Church administrative offices were moved to the new location at the end of September, although worship services are still being held in Montclair.
Ireland alleges the church’s efforts to win approval for redeveloping the property has met resistance by Rockaway officials.
Last April, a lawsuit was filed in federal court against the Township of Rockaway and New Jersey government officials, alleging religious discrimination. The church now has news of tax assessments and state Department of Environmental Protection findings to deal with, according to Marc Weinstein, spokesman for Christ Church.
Weinstein said although the church should have received a 100 percent tax exemption, they have been notified by the Rockaway tax assessor that they have received a 15 percent exemption.
“Sixty-five thousand square feet is being exempted,” said Mark Burek, the township’s tax assessor. “I sent them a letter exempting a portion of the property, and now it’s up to them to deal with it.”
Weinstein said the church is considering appealing the assessor’s decision.
“Basically the administration is trying to block us … We totally disagree with the decision [regarding tax exemption] and the criteria the assessor used,” said Weinstein. “We believe the assessor is tainted by the very fact he’s an employee of the current administration. It’s sort of like the fox guarding the henhouse.”
Weinstein also said the church is awaiting a decision by the DEP. The church received an exemption prior to the Highlands Law, (which sets land use and water protection standards in the Highland area), was enacted but the state Appellate Court has since decided to reexamine the decision, he said.
“I guess they felt the plans were not as comprehensive as they should have been,” said Weinstein. “But we believe the DEP will side with us and not revoke the exemption. The church has always said it will adhere to the highest environmental standards, even if receiving the exemption. I might add that it’s an industrial site and this is a church. It doesn’t produce industrial waste. We are thinking the church is probably best suited for the site.”

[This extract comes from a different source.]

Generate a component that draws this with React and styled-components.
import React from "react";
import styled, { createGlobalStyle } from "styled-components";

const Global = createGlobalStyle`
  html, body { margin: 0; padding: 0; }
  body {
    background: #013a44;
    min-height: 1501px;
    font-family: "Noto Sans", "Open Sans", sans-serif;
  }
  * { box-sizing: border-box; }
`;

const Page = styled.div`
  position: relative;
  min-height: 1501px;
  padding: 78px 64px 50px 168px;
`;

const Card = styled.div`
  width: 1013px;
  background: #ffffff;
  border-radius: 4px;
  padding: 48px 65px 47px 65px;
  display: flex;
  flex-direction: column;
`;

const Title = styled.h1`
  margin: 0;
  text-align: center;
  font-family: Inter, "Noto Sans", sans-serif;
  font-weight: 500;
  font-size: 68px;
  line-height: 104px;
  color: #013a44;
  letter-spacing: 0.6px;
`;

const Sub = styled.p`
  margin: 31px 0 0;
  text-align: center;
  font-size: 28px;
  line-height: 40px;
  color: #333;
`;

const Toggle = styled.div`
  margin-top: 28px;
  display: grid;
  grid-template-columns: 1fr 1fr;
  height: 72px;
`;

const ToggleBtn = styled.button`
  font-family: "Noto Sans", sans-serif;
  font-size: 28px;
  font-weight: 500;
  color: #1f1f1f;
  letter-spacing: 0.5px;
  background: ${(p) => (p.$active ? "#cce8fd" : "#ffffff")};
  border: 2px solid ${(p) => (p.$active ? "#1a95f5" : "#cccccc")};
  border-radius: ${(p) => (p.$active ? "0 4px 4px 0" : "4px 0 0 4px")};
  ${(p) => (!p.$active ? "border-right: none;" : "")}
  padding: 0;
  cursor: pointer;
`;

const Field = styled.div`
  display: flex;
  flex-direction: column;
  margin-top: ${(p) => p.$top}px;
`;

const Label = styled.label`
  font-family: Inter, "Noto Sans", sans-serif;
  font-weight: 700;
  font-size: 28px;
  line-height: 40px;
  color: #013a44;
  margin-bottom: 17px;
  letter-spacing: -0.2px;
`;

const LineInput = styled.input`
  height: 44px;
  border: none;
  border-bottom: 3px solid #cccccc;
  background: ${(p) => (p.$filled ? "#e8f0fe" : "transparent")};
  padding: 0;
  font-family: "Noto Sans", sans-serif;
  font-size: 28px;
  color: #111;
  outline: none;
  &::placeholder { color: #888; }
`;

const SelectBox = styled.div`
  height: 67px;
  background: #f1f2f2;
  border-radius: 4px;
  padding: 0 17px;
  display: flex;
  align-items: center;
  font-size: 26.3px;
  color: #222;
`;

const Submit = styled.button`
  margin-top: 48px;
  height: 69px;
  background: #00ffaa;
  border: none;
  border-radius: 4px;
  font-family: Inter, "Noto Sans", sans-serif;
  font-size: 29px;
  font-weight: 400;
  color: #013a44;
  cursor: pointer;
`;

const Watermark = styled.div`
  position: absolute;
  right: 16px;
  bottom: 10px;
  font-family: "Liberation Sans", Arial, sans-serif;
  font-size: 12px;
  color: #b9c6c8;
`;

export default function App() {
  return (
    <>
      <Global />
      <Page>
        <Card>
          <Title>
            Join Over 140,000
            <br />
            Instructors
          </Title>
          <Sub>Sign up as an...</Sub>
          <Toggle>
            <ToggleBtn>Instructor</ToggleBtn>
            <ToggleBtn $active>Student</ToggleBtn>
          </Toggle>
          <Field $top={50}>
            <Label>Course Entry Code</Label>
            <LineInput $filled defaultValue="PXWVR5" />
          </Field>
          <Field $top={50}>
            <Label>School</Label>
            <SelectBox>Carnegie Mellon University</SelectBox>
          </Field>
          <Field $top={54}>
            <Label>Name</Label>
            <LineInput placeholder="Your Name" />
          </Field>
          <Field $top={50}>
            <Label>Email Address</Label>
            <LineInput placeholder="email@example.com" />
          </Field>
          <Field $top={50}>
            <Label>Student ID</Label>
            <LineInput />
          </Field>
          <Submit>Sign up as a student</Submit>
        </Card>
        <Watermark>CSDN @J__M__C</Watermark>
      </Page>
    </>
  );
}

The lawsuit also claims that the township’s zoning ordinance should be rendered invalid, alleging it is arbitrary, capricious and unreasonable in its treatment of houses of worship versus other assembly uses. It further alleges the defendants manufactured discriminatory and improper barriers to Christ Church’s proposed redevelopment of the property. It also alleges the defendants stiffed up local opposition to the church.

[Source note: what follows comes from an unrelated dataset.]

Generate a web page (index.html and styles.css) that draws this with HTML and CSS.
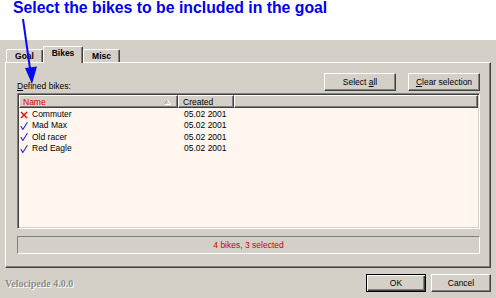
FILE: index.html
```html
<!DOCTYPE html>
<html lang="en">
<head>
  <meta charset="UTF-8">
  <title>Velocipede - Bikes</title>
  <link rel="stylesheet" href="styles.css">
</head>
<body>
  <div class="banner">
    <h1 class="title">Select the bikes to be included in the goal</h1>
  </div>

  <div class="dialog">
    <div class="tabs">
      <div class="tab tab-goal">Goal</div>
      <div class="tab tab-bikes tab-active">Bikes</div>
      <div class="tab tab-misc">Misc</div>
    </div>

    <div class="panel">
      <div class="toolbar">
        <div class="label"><u>D</u>efined bikes:</div>
        <div class="toolbar-buttons">
          <button class="btn">Select <u>a</u>ll</button>
          <button class="btn"><u>C</u>lear selection</button>
        </div>
      </div>

      <div class="list">
        <div class="list-head">
          <div class="col col-name">
            <span>Name</span>
            <svg class="sort" width="7" height="6" viewBox="0 0 7 6">
              <polyline points="0.5,5.5 3.5,0.5" fill="none" stroke="#a8a4a0" stroke-width="1"/>
              <polyline points="3.5,0.5 6.5,5.5 0.5,5.5" fill="none" stroke="#ffffff" stroke-width="1"/>
            </svg>
          </div>
          <div class="col col-date">Created</div>
          <div class="col col-rest"></div>
        </div>

        <div class="row">
          <div class="cell-name">
            <svg class="icon" width="8" height="8" viewBox="0 0 8 8">
              <path d="M1 1 L7 7 M7 1 L1 7" stroke="#e01818" stroke-width="1.5" fill="none"/>
            </svg>
            Commuter
          </div>
          <div class="cell-date">05.02 2001</div>
        </div>
        <div class="row">
          <div class="cell-name">
            <svg class="icon" width="8" height="8" viewBox="0 0 8 8">
              <path d="M0.8 4 L2.8 7.5 L7.4 0.3" stroke="#2a2ae0" stroke-width="1.1" fill="none"/>
            </svg>
            Mad Max
          </div>
          <div class="cell-date">05.02 2001</div>
        </div>
        <div class="row">
          <div class="cell-name">
            <svg class="icon" width="8" height="8" viewBox="0 0 8 8">
              <path d="M0.8 4 L2.8 7.5 L7.4 0.3" stroke="#2a2ae0" stroke-width="1.1" fill="none"/>
            </svg>
            Old racer
          </div>
          <div class="cell-date">05.02 2001</div>
        </div>
        <div class="row">
          <div class="cell-name">
            <svg class="icon" width="8" height="8" viewBox="0 0 8 8">
              <path d="M0.8 4 L2.8 7.5 L7.4 0.3" stroke="#2a2ae0" stroke-width="1.1" fill="none"/>
            </svg>
            Red Eagle
          </div>
          <div class="cell-date">05.02 2001</div>
        </div>
      </div>

      <div class="status">4 bikes, 3 selected</div>
    </div>
  </div>

  <div class="footer">
    <div class="version">Velocipede 4.0.0</div>
    <div class="footer-buttons">
      <button class="btn btn-footer btn-default">OK</button>
      <button class="btn btn-footer">Cancel</button>
    </div>
  </div>

  <!-- callout arrow drawn over the dialog -->
  <svg class="arrow" width="496" height="298" viewBox="0 0 496 298">
    <line x1="23" y1="19" x2="30.2" y2="70" stroke="#0a0af0" stroke-width="2"/>
    <polygon points="25,68 37,66.5 32,84" fill="#0a0af0"/>
  </svg>
</body>
</html>
```

FILE: styles.css
```css
body {
  margin: 0;
  width: 496px;
  height: 298px;
  position: relative;
  overflow: hidden;
  font-family: "Liberation Sans", Arial, sans-serif;
  font-size: 8.5px;
  background-color: #d4d0c8;
  color: #000;
}
.banner {
  height: 40px;
  background-color: #fff;
}
.title {
  margin: 0;
  padding-left: 13px;
  font-size: 15.8px;
  line-height: 16px;
  font-weight: bold;
  color: #0000f0;
}
.dialog {
  padding: 5px 5px 0;
}
.tabs {
  display: flex;
  align-items: flex-end;
  height: 17px;
  padding-left: 1px;
}
.tab {
  box-sizing: border-box;
  height: 13px;
  border-top: 1px solid #fff;
  border-left: 1px solid #fff;
  border-right: 1px solid #404040;
  border-radius: 2px 2px 0 0;
  box-shadow: inset -1px 0 #808080;
  font-weight: bold;
  text-align: center;
  line-height: 12px;
}
.tab-goal {
  width: 37px;
}
.tab-bikes {
  width: 40px;
}
.tab-misc {
  width: 37px;
}
.tab-active {
  height: 17px;
  margin-bottom: -1px;
  position: relative;
  z-index: 1;
  background-color: #d4d0c8;
}
.panel {
  box-sizing: border-box;
  height: 206px;
  border: 1px solid;
  border-color: #fff #404040 #404040 #fff;
  box-shadow: inset -1px -1px #808080;
  padding: 10px 10px 0 11px;
}
.toolbar {
  display: flex;
  justify-content: space-between;
  align-items: flex-end;
  height: 18px;
}
.label {
  line-height: 10px;
}
.toolbar-buttons {
  display: flex;
  gap: 12px;
}
.btn {
  box-sizing: border-box;
  width: 72px;
  height: 18px;
  padding: 0;
  font-family: inherit;
  font-size: 8.5px;
  color: #000;
  background-color: #d4d0c8;
  border: 1px solid;
  border-color: #fff #404040 #404040 #fff;
  box-shadow: inset -1px -1px #808080;
}
.list {
  box-sizing: border-box;
  height: 136px;
  margin-top: 2px;
  padding: 1px;
  background-color: #fef6ef;
  border: 1px solid;
  border-color: #808080 #fff #fff #808080;
  box-shadow: inset 1px 1px #404040, inset -1px -1px #d4d0c8;
}
.list-head {
  display: flex;
  height: 13px;
  margin-bottom: 1px;
}
.col {
  box-sizing: border-box;
  height: 13px;
  border: 1px solid;
  border-color: #fff #404040 #404040 #fff;
  box-shadow: inset -1px -1px #808080;
  background-color: #d4d0c8;
  line-height: 12px;
}
.col-name {
  width: 159px;
  display: flex;
  align-items: center;
  justify-content: space-between;
  padding: 0 6px 0 3px;
  color: #e00000;
}
.sort {
  display: block;
}
.col-date {
  width: 56px;
  padding-left: 4px;
}
.col-rest {
  flex: 1;
}
.row {
  display: flex;
  height: 11.4px;
  line-height: 11.4px;
}
.cell-name {
  width: 159px;
  display: flex;
  align-items: center;
  padding-left: 1px;
  box-sizing: border-box;
}
.icon {
  margin-right: 4px;
}
.cell-date {
  padding-left: 6px;
}
.status {
  box-sizing: border-box;
  height: 18px;
  margin-top: 7px;
  border: 1px solid;
  border-color: #808080 #fff #fff #808080;
  text-align: center;
  line-height: 16px;
  color: #d00000;
}
.footer {
  display: flex;
  justify-content: space-between;
  align-items: center;
  height: 30px;
  padding: 0 5px;
}
.version {
  font-family: "Liberation Serif", "Times New Roman", serif;
  font-weight: bold;
  font-size: 10px;
  color: #8c8c8c;
  text-shadow: 1px 1px #fff;
}
.footer-buttons {
  display: flex;
  gap: 5px;
}
.btn-footer {
  width: 60px;
}
.btn-default {
  border-color: #000;
  box-shadow: inset 1px 1px #fff, inset -1px -1px #404040, inset -2px -2px #808080;
}
.arrow {
  position: absolute;
  top: 0;
  left: 0;
  pointer-events: none;
}
```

The Rockaway business administrator did not return a telephone call prior to press time.
Now, lets take a closer look at that statement, like a good newspaper should have:
1. The existing cc sanctuary in Montclair is 25,000 square feet.

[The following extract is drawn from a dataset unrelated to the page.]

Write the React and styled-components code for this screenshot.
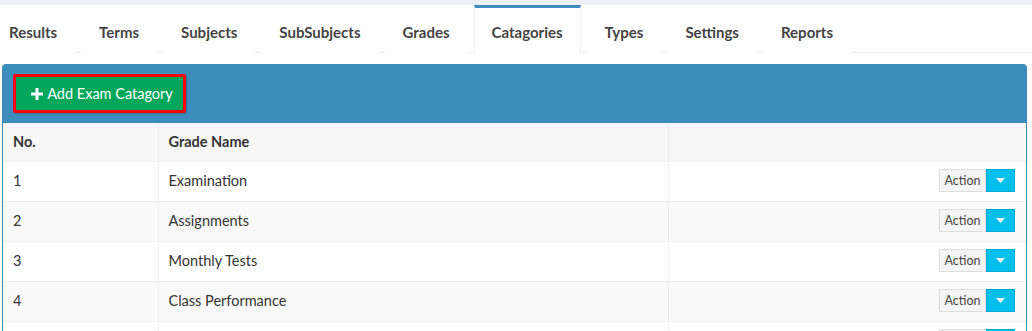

2. The previous Verona office building for the 50 money counters was 10,000 square feet.
Now, those 50 money counters have been moved to Rockaway township. They need no more space to count their money now than they did in Verona, right? (Unless they have experienced explosive financial growth recently) So the true tax exemption should have been based on 10,000 square feet and not 65,000 square feet. Furthermore, the combined sanctuary plus the office space for cc was 35,000 square feet prior to the partial move to RT. Mark Bucek, afforded them a tax deduction equal to roughly twice their entire physical plant as it existed a few months ago.
Pray tell me how RT has been unfair about this? As an RT taxpayer, I believe that Mark did not do his job properly; he is dramatically undertaxing cc based on its present use of the GPR facility. In summary, ire-land moved a 10,000 square foot business office into a 265,000 square foot research complex, and that should be RT's problem? What an A$$hole!